Within the listing below, locate all lines containing the word "components". Copy each one.

_ _ _ _

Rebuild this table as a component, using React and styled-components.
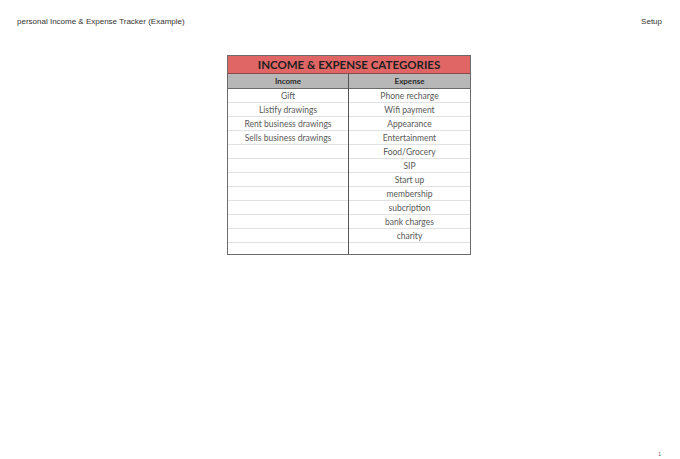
import styled, { createGlobalStyle } from "styled-components";

const GlobalStyle = createGlobalStyle`
  html, body {
    margin: 0;
    padding: 0;
    background: #ffffff;
  }
`;

const income = ["Gift", "Listify drawings", "Rent business drawings", "Sells business drawings"];
const expense = [
  "Phone recharge",
  "Wifi payment",
  "Appearance",
  "Entertainment",
  "Food/Grocery",
  "SIP",
  "Start up",
  "membership",
  "subcription",
  "bank charges",
  "charity",
];
const ROWS = 12;

export default function App() {
  const rows = Array.from({ length: ROWS }, (_, i) => [income[i] || "", expense[i] || ""]);

  return (
    <Page>
      <GlobalStyle />
      <TopBar>
        <DocTitle>personal Income &amp; Expense Tracker (Example)</DocTitle>
        <DocTitle>Setup</DocTitle>
      </TopBar>
      <Sheet>
        <Table>
          <Title>INCOME &amp; EXPENSE CATEGORIES</Title>
          <HeadRow>
            <HeadCell>Income</HeadCell>
            <HeadCell $last>Expense</HeadCell>
          </HeadRow>
          {rows.map(([inc, exp], i) => (
            <Row key={i} $short={i === ROWS - 1}>
              <Cell>{inc}</Cell>
              <Cell $last>{exp}</Cell>
            </Row>
          ))}
        </Table>
      </Sheet>
      <PageNum>1</PageNum>
    </Page>
  );
}

const Page = styled.div`
  width: 680px;
  height: 459px;
  position: relative;
  overflow: hidden;
  font-family: "Liberation Sans", Arial, sans-serif;
`;

const TopBar = styled.div`
  display: flex;
  justify-content: space-between;
  padding: 16px 18px 0 17px;
  height: 40px;
  box-sizing: border-box;
`;

const DocTitle = styled.span`
  font-size: 8px;
  color: #333333;
  line-height: 11px;
`;

const Sheet = styled.div`
  display: flex;
  padding: 15px 0 0 227px;
`;

const Table = styled.div`
  width: 244px;
  border: 1px solid #6b6b6b;
  box-sizing: border-box;
  font-family: Lato, "Noto Sans", sans-serif;
`;

const Title = styled.div`
  height: 18px;
  background: #e06666;
  color: #1f1f1f;
  font-weight: 700;
  font-size: 11.5px;
  line-height: 18px;
  text-align: center;
  border-bottom: 1px solid #8a4a4a;
  box-sizing: border-box;
`;

const HeadRow = styled.div`
  display: grid;
  grid-template-columns: 1fr 1fr;
  height: 15px;
  background: #b7b7b7;
  border-bottom: 1px solid #6b6b6b;
  box-sizing: border-box;
`;

const HeadCell = styled.div`
  font-size: 8px;
  font-weight: 700;
  color: #2a2a2a;
  text-align: center;
  line-height: 15px;
  border-right: ${(p) => (p.$last ? "none" : "1px solid #555555")};
`;

const Row = styled.div`
  display: grid;
  grid-template-columns: 1fr 1fr;
  height: ${(p) => (p.$short ? "11px" : "14px")};
  border-bottom: ${(p) => (p.$short ? "none" : "1px solid #e2e2e2")};
  box-sizing: border-box;
`;

const Cell = styled.div`
  font-size: 8.5px;
  color: #595959;
  text-align: center;
  line-height: 14px;
  white-space: nowrap;
  border-right: ${(p) => (p.$last ? "none" : "1px solid #555555")};
`;

const PageNum = styled.div`
  position: absolute;
  right: 19px;
  bottom: 2px;
  font-size: 5px;
  color: #555555;
`;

_ _ _ _

Full answer.
Rebuild this table as a component, using React and styled-components.
import styled, { createGlobalStyle } from "styled-components";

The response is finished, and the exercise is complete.